Ayrıca TTK 94/1,2 Maddesinde ” Hesap devresi hakkında sözleşme veya ticari teamül yoksa, her takvim yılının son günü taraflarca hesabın kapatılması günü olarak kabul edilmiş sayılır.” hükmü bulunduğu, yine TTK’nın 97/1. Maddesinde ise;” – (1) Cari hesaba geçirilen alacak ve borç kalemleri ayrılmaz bir bütün oluşturur. Cari hesabın kesilmesinden önce taraflardan hiçbiri, alacaklı veya borçlu sayılamaz. Tarafların hukuki durumunu ancak sözleşmenin sonundaki hesabın kesilmesi belirler. ” şeklinde düzenlemeler bulunmaktadır.
Mahkememiz dosyasına kazandırılan bilirkişi rapor/ları, tüm dosya kapsamı, tüm deliler ve Yargıtay . HD’nin … Esas, … Karar sayılı 17/01/2013 tarihli ilamı (özü; dava konusu alacak faturaya dayalı cari hesap alacağı olup, LİKİT (muayyen, belirlenebilir) nitelikte bulunduğundan İİK’nın 67/2 maddesi uyarınca davacı lehine icra inkar tazminatına hükmedilmesi gerekir…) ile Yargıtay HGK’nın … Esas, … Karar sayılı ilamlarının da benzer nitelikte olduğu anlaşılmakla davacının davasının kabulü ile; Konya .İcra Müdürlüğü’nün … Esas sayılı dosyasından yapılan itirazın iptali ile 19.913,70 EURO üzerinden takip tarihi olan 28/09/2018 tarihinden itibaren (taleple bağlı kalınarak) 3095 sayılı yasanın 4/a maddesine göre devlet bankalarına EURO cinsi alacağa uygulanan en yüksek mevduat faizi ile birlikte takibin devamına, (takip sonrası yapılan 7.000 EURO nun icra müdürlüğü tarafından infaz sırasında dikkate alınmasına), hükmedilen 19.913,70 EURO’nun %20’si oranında icra inkar tazminatının davalıdan alınarak davacıya verilmesine (Ayrıca Konya BAM . HD’nin … Esas, … Karar sayılı 22/12/2021 tarihli karar da dikkate alınarak yargılama giderlerine ilişkin hesaplama yapılmıştır) dair mahkememizde oluşan vicdani kanaate göre aşağıdaki şekilde hüküm kurmak gerekmiştir.

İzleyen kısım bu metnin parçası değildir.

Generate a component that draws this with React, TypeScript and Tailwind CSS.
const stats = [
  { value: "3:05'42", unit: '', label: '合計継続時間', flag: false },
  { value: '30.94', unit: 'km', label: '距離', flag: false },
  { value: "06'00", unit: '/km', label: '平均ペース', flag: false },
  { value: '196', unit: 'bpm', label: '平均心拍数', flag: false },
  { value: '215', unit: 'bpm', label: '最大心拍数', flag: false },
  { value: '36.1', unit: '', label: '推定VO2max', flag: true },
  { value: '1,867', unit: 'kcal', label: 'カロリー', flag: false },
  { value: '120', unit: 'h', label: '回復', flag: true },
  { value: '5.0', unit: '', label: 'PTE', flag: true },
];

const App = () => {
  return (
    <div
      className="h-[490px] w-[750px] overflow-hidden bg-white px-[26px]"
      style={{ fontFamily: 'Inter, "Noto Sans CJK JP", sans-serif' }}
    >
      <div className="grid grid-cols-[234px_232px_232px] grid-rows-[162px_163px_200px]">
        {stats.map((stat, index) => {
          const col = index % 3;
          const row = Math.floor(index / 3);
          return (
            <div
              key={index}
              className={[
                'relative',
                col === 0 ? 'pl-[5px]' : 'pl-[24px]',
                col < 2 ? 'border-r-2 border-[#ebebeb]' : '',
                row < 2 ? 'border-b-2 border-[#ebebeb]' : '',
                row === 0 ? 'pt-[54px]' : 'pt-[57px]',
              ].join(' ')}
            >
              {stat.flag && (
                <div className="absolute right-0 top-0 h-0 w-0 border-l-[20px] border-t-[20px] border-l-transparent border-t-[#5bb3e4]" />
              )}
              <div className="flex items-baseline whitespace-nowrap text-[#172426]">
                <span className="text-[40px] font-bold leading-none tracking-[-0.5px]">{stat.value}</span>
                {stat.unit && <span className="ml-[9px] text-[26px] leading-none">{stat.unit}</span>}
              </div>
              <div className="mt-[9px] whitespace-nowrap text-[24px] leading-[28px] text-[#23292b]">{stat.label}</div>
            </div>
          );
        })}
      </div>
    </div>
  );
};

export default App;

HÜKÜM: GEREKÇESİ YUKARIDA AÇIKLANDIĞI ÜZERE
1-Davacının davasının KABULÜ ile;
2-Konya .İcra Müdürlüğü’nün … Esas sayılı dosyasından yapılan İTİRAZIN İPTALİ ile 19.913,70 EURO üzerinden takip tarihi olan 28/09/2018 tarihinden itibaren (taleple bağlı kalınarak) 3095 sayılı yasanın 4/a maddesine göre devlet bankalarına EURO cinsi alacağa uygulanan en yüksek mevduat faizi ile birlikte TAKİBİN DEVAMINA, (takip sonrası yapılan 7.000 EURO nun icra müdürlüğü tarafından infaz sırasında dikkate alınmasına)

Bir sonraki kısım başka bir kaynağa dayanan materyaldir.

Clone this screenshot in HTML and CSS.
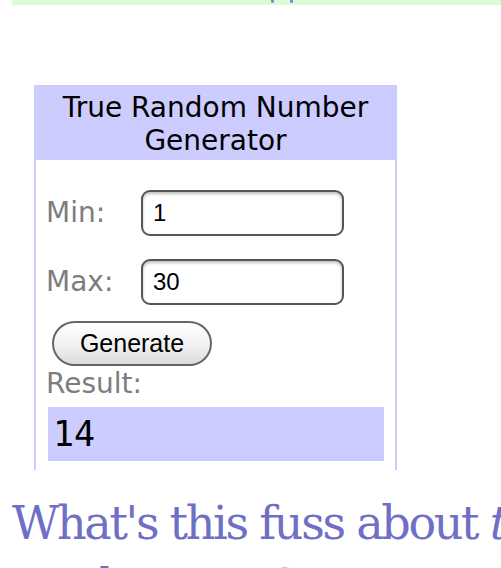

3- Hükmedilen 19.913,70 EURO’nun %20’si oranında icra inkar tazminatının davalıdan alınarak davacıya verilmesine,
4-Harçlar Kanunu gereğince alınması gerekli 9.448,26 TL karar ve ilam harcından peşin alınan 2.362,07 TL’nin mahsubu ile bakiye 7.086,19 TL harcın davalıdan alınarak hazineye irad KAYDINA,
5-Davacı tarafından sarfına mecbur kalınan toplam 2.403,17 TL ilk yargılama harcı, 2.844,45 TL yargılama gideri olmak üzere toplam 5.247,62 TL’nin davalıdan tahsili ile davacıya VERİLMESİNE,
6-Davalı tarafından yapılan yargılama giderinin kendi üzerinde BIRAKILMASINA,
7-Davacı kendisini vekille temsil ettirdiğinden AAÜT’ne göre hesaplanan 17.089,89 TL vekalet ücretinin davalıdan tahsili ile davacıya VERİLMESİNE,
8-Davacı tarafından dava başında yatırılan gider avansının kullanılmayan kısmının karar kesinleştiğinde davacıya İADESİNE,
Dair, davacı vekilinin yüzüne karşı gerekçeli kararın tebliğinden itibaren iki haftalık süre içerisinde mahkememize veya başka bir yer Asliye Ticaret Mahkemesi’ne verilecek dilekçe ile Konya Bölge Adliye Mahkemesi’ne İstinaf yolu açık olmak üzere verilen karar açıkça okunup usulen anlatıldı. 09/03/2022

Katip … Hakim …

* Bu evrak UYAP-DYS üzerinden elektronik imza ile imzalanmıştır.